STATED TASK: Nothing outside the range is to be copied. From the entries below, reproduce exactly the lines starting at the one with "Recreate this image" and ending at the one with "let artist = 'artiest';", without pictures.

Records with interface code
-=-=-=-=-

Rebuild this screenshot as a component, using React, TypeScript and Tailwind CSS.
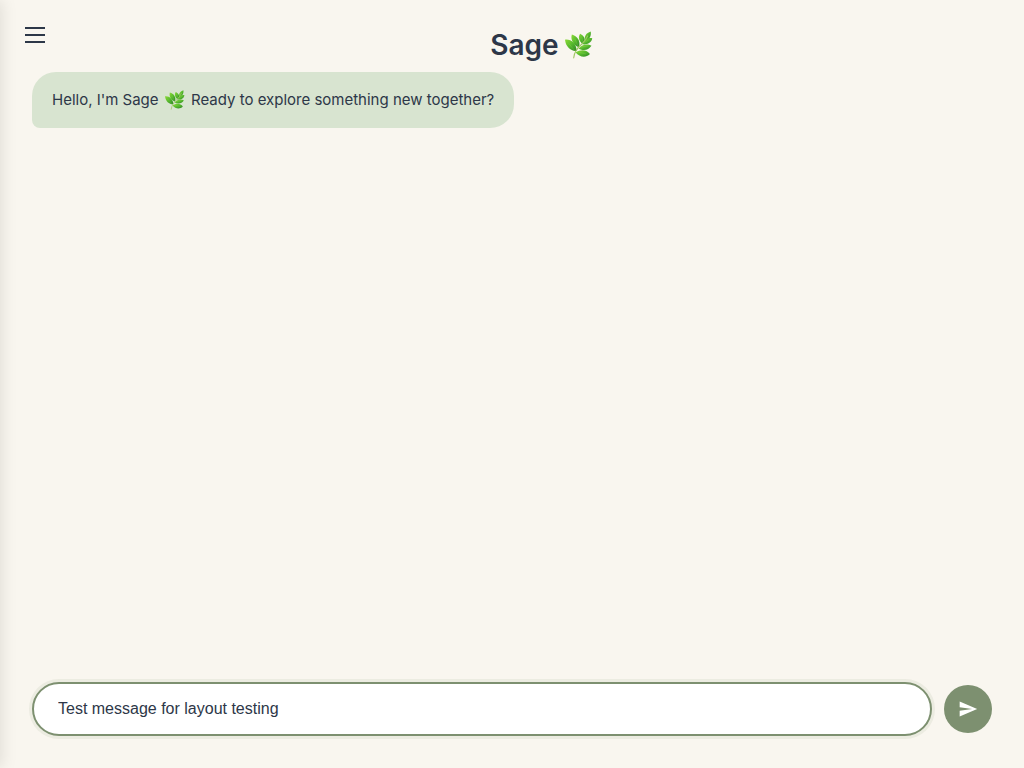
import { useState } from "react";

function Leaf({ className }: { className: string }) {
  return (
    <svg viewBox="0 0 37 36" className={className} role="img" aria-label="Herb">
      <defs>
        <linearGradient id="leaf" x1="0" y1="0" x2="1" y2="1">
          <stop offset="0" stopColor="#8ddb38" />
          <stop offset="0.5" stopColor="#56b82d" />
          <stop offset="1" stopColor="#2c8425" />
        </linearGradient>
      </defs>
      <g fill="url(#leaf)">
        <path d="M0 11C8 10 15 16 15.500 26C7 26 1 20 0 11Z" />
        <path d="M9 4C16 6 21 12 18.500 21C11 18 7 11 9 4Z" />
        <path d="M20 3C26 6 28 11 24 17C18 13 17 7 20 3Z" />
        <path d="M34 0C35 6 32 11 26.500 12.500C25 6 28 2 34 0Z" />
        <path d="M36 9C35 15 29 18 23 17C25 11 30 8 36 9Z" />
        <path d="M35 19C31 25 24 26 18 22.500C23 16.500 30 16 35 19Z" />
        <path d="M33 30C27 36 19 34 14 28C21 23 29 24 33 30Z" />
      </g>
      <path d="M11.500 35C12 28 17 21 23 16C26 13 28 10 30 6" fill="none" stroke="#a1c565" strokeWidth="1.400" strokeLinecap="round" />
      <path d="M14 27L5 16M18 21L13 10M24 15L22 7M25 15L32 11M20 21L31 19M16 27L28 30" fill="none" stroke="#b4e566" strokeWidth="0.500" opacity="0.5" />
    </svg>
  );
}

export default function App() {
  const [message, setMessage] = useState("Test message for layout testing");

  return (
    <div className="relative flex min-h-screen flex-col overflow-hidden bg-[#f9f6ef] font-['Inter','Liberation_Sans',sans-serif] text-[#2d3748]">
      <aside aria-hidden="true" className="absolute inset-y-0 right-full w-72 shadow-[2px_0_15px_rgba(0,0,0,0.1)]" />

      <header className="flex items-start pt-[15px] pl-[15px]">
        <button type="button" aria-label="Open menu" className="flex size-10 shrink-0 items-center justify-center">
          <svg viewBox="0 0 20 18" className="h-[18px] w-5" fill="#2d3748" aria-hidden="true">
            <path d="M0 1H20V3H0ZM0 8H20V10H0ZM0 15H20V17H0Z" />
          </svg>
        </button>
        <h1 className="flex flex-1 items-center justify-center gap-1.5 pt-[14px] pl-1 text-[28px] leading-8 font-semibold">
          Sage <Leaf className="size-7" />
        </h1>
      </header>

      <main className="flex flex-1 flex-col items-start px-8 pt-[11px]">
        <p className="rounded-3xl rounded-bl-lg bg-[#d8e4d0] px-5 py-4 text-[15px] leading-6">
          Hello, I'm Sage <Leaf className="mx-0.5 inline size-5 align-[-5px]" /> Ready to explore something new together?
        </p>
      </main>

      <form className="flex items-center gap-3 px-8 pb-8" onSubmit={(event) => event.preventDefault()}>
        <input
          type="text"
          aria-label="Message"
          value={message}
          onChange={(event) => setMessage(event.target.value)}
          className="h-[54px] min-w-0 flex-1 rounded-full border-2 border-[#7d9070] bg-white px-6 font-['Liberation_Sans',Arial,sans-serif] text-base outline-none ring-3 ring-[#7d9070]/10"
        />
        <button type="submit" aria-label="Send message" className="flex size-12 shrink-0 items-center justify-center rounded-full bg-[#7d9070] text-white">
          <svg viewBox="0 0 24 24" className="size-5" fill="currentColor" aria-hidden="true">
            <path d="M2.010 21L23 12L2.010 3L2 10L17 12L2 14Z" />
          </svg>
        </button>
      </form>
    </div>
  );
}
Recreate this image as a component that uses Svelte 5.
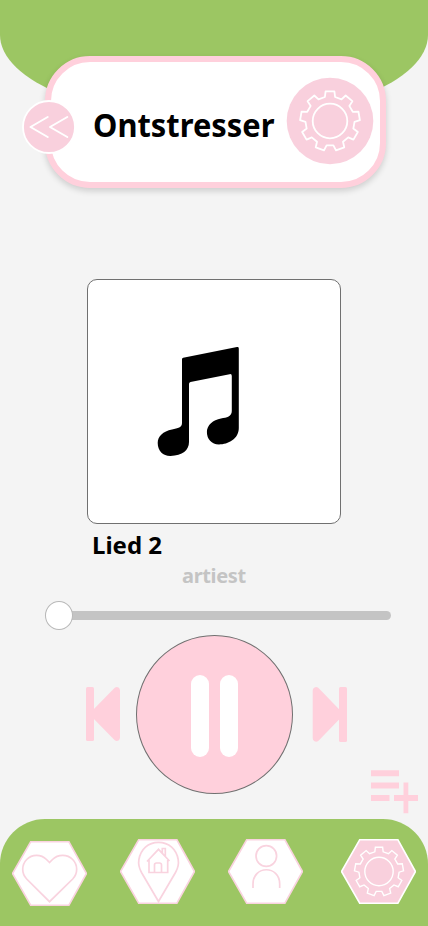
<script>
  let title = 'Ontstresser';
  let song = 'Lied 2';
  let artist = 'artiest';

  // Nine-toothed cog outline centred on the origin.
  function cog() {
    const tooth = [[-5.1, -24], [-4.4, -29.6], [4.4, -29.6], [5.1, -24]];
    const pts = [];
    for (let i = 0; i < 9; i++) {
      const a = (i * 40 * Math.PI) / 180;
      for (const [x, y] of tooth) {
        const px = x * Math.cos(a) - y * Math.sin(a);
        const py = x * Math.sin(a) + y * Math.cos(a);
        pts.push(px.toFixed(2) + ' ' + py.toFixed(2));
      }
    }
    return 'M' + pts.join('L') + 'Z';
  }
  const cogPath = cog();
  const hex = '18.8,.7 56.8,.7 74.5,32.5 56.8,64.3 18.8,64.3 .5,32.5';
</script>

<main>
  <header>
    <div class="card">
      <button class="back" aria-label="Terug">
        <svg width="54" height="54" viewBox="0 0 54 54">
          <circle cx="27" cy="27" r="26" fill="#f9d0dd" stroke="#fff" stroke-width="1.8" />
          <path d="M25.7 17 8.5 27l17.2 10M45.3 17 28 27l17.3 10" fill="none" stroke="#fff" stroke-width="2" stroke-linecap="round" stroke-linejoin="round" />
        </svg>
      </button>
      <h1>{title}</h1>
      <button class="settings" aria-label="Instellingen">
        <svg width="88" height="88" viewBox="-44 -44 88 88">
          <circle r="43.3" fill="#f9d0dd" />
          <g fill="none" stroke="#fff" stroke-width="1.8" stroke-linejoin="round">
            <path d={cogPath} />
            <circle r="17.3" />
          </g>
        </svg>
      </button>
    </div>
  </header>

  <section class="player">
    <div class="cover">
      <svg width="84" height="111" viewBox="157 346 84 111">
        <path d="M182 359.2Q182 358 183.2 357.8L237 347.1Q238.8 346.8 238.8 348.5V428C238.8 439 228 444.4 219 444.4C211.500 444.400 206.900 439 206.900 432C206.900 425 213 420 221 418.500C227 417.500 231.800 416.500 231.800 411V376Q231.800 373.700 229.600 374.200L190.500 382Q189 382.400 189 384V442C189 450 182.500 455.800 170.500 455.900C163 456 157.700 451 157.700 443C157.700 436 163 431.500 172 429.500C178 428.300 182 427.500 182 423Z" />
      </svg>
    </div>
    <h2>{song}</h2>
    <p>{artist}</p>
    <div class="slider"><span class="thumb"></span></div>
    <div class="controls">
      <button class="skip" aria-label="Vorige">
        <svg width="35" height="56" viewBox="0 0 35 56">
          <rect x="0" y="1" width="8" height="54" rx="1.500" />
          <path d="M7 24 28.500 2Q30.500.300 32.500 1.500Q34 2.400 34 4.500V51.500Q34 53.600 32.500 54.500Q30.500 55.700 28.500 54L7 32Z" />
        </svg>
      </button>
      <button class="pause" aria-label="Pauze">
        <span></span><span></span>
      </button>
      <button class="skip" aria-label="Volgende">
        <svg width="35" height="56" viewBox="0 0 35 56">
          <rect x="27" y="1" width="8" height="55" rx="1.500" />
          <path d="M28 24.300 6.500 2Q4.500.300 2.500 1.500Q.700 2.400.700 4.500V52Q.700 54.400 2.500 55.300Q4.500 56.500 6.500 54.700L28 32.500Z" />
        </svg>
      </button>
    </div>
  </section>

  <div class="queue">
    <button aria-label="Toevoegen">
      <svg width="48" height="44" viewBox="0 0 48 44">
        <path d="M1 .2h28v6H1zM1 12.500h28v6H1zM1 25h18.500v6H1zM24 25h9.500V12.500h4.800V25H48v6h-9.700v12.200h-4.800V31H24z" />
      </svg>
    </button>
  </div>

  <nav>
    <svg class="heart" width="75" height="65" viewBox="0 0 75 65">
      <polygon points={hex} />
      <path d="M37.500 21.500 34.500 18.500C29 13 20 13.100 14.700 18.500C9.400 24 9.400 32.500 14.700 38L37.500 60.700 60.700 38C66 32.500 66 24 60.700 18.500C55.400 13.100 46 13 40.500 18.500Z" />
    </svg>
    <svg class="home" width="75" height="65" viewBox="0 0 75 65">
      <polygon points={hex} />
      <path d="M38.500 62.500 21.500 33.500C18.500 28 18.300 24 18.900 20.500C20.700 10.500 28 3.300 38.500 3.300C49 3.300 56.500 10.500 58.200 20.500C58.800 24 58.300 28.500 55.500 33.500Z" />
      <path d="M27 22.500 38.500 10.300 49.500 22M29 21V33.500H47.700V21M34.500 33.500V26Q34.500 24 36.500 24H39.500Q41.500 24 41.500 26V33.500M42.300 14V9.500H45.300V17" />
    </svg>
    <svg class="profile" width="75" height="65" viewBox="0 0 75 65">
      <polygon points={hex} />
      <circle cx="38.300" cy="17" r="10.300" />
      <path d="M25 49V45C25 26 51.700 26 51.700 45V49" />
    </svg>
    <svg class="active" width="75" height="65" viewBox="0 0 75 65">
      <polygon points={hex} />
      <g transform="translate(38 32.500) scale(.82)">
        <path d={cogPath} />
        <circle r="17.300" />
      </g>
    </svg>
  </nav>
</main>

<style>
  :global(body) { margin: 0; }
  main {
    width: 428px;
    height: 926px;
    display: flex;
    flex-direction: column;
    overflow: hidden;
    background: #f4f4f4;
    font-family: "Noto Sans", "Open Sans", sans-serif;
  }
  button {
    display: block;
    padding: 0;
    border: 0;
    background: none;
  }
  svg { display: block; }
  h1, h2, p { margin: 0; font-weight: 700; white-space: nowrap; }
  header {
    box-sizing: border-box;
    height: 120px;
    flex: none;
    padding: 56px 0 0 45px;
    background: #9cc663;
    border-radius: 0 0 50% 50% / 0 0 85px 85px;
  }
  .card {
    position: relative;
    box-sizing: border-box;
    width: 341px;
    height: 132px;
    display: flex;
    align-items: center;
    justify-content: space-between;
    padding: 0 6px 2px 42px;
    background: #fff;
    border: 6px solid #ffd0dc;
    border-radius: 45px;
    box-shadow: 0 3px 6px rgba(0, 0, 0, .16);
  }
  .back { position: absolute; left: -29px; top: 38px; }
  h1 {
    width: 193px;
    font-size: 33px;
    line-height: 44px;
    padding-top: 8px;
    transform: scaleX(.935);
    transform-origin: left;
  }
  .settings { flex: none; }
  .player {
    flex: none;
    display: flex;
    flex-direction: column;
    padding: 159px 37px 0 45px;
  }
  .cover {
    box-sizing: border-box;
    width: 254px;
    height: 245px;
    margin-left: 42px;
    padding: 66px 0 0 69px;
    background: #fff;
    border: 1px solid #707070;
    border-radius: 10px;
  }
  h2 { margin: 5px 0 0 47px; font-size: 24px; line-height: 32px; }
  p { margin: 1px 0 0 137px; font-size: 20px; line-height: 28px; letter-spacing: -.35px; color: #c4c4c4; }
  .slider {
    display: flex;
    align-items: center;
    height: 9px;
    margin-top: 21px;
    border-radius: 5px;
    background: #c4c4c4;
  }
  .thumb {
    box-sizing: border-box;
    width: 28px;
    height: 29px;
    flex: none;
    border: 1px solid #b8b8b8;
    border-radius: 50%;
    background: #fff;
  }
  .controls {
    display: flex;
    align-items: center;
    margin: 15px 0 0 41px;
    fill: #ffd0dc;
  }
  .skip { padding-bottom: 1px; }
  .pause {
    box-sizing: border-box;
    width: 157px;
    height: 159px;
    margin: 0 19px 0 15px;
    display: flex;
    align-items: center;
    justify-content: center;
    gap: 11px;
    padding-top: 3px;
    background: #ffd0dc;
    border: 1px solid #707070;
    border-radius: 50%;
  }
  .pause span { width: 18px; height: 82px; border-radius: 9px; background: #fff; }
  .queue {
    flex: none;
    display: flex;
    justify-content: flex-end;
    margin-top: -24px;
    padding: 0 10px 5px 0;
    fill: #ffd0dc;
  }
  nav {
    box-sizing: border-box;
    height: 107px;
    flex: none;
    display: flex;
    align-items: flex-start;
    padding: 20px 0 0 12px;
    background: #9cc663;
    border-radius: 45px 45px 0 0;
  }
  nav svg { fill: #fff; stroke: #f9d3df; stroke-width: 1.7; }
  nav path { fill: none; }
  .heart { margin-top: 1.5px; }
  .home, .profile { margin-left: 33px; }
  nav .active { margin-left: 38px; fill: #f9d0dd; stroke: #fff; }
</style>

-=-=-=-=-

WRITTEN ANSWER:
Recreate this image as a component that uses Svelte 5.
<script>
  let title = 'Ontstresser';
  let song = 'Lied 2';
  let artist = 'artiest';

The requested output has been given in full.